The daughter of Commons Deputy Speaker Sir Lindsay Hoyle had been in a “troubled” relationship before her death, an inquest heard.

Natalie Lewis-Hoyle died in Heybridge near Maldon in Essex on December 15 last year.

The 28-year-old was described as someone who had been full of life and had a “whole bundle of energy”, at the hearing in Chelmsford.

A young parish councillor, Miss Lewis-Hoyle had been reflecting on a troubled relationship before her death – but was “finally coming to terms with the fact that it wasn’t going to go anywhere”, her mother Miriam Lewis said.

Essex Police found there were no suspicious circumstances and concluded there had been no third party involvement in Miss Lewis-Hoyle’s death – and this was accepted by the court.

But both her parents, who attended with their partners, said they were troubled by phone calls they believed had affected their daughter’s state of mind.

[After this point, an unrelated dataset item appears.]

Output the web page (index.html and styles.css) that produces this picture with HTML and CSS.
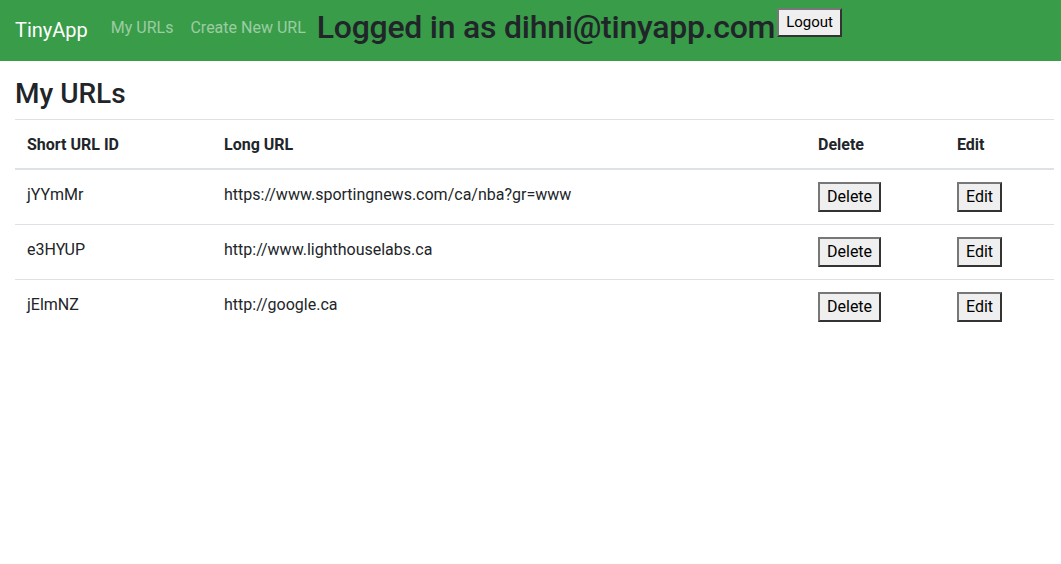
FILE: index.html
```html
<!DOCTYPE html>
<html>
<head>
<meta charset="utf-8">
<link rel="stylesheet" href="styles.css">
</head>
<body>
<nav class="navbar">
  <a class="brand" href="#">TinyApp</a>
  <div class="nav-links">
    <a class="nav-link" href="#">My URLs</a>
    <a class="nav-link" href="#">Create New URL</a>
  </div>
  <div class="login">
    <h2 class="login-title">Logged in as dihni@tinyapp.com</h2>
    <button class="btn btn-logout">Logout</button>
  </div>
</nav>
<main class="container">
  <h3 class="page-title">My URLs</h3>
  <table class="table">
    <thead>
      <tr>
        <th class="col-id">Short URL ID</th>
        <th class="col-long">Long URL</th>
        <th class="col-del">Delete</th>
        <th class="col-edit">Edit</th>
      </tr>
    </thead>
    <tbody>
      <tr>
        <td>jYYmMr</td>
        <td>https://www.sportingnews.com/ca/nba?gr=www</td>
        <td class="cell-btn"><button class="btn">Delete</button></td>
        <td class="cell-btn"><button class="btn">Edit</button></td>
      </tr>
      <tr>
        <td>e3HYUP</td>
        <td>http://www.lighthouselabs.ca</td>
        <td class="cell-btn"><button class="btn">Delete</button></td>
        <td class="cell-btn"><button class="btn">Edit</button></td>
      </tr>
      <tr>
        <td>jElmNZ</td>
        <td>http://google.ca</td>
        <td class="cell-btn"><button class="btn">Delete</button></td>
        <td class="cell-btn"><button class="btn">Edit</button></td>
      </tr>
    </tbody>
  </table>
</main>
</body>
</html>
```

FILE: styles.css
```css
* { box-sizing: border-box; }
html, body {
  margin: 0;
  padding: 0;
  background: #fff;
  color: #212529;
  font-family: Roboto, "Liberation Sans", sans-serif;
  font-size: 16px;
  line-height: 1.5;
}
.navbar {
  display: flex;
  align-items: flex-start;
  background: #389c48;
  padding: 8px 16px 7px 15px;
  height: 61px;
}
.brand {
  color: #fff;
  text-decoration: none;
  font-size: 20px;
  line-height: 30px;
  margin-top: 7px;
  margin-right: 15px;
}
.nav-links {
  display: flex;
  margin-top: 8px;
}
.nav-link {
  color: rgba(255,255,255,0.5);
  text-decoration: none;
  font-size: 16px;
  line-height: 24px;
  padding: 0 8px;
}
.nav-link + .nav-link {
  padding-left: 9px;
}
.login {
  display: flex;
  align-items: flex-start;
  margin-left: 3px;
}
.login-title {
  margin: 0;
  font-size: 32px;
  font-weight: 500;
  line-height: 38px;
  letter-spacing: -0.25px;
  color: #212529;
}
.btn {
  font-family: inherit;
  font-size: 16px;
  line-height: 24px;
  height: 30px;
  padding: 1px 7px;
  background: #efefef;
  color: #000;
  border: 2px solid;
  border-color: #777 #333 #333 #777;
  border-radius: 0;
}
.btn-logout {
  font-size: 15px;
  line-height: 23px;
  height: 29px;
  padding: 1px 7px;
  margin-left: 2px;
}
.container {
  padding: 0 7px 0 15px;
}
.page-title {
  margin: 16px 0 8px;
  font-size: 28px;
  font-weight: 500;
  line-height: 34px;
}
.table {
  width: 100%;
  border-collapse: collapse;
  color: #212529;
}
.table th, .table td {
  text-align: left;
  vertical-align: top;
  padding: 13px 12px 11px;
  border-top: 1px solid #dee2e6;
}
.table td.cell-btn {
  padding: 12px 12px 12px;
  line-height: 0;
}
.table th {
  font-weight: 700;
  border-bottom: 2px solid #dee2e6;
}
.col-id { width: 197px; }
.col-long { width: 594px; }
.col-del { width: 139px; }
```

They said she had expressed no intentions to take her own life.

Miss Lewis-Hoyle had been collected by her mother from Hatfield Peverel railway station on December 14.

The next morning, Mrs Lewis found her daughter dead in her bedroom.

Sir Lindsay, a Labour MP for Chorley in Lancashire, said he believed what happened had been “a reaction to that phone call” adding the call “had left somebody in a different state of mind than what they had been in (before)”.

Mrs Lewis, who is a Maldon district councillor for the Conservative Party, said: “I’m afraid for me I accept that within the law as it stands at the time there was no third party involvement but it’s not something that I am going to be able to put out of my head.”

She added that her daughter’s relationship “was really, really deteriorating”.

The coroner said: “She was in a somewhat troubled relationship.”

Mrs Beasley-Murray recorded an open conclusion, at which point Miss Lewis-Hoyle’s parents comforted each other and Mrs Lewis said: “Thank you.”

The coroner added: “We haven’t got all of the bits of the jigsaw.

“We will never quite know what was going through her mind.

“So that’s what I am going to record.”

Miss Lewis-Hoyle had been chairwoman of the environment committee at Heybridge parish council, and was “clearly much loved”, the coroner added.

Her father said: “She was a person that loved life. She was life. She brought life to everybody.”

Referencing her daughter’s small frame, Mrs Lewis said: “She was a tiny person, a teeny tiny person.

“She was a pocket rocket. She was just a whole bundle of energy.”

Mrs Beasley-Murray expressed her condolences to the family.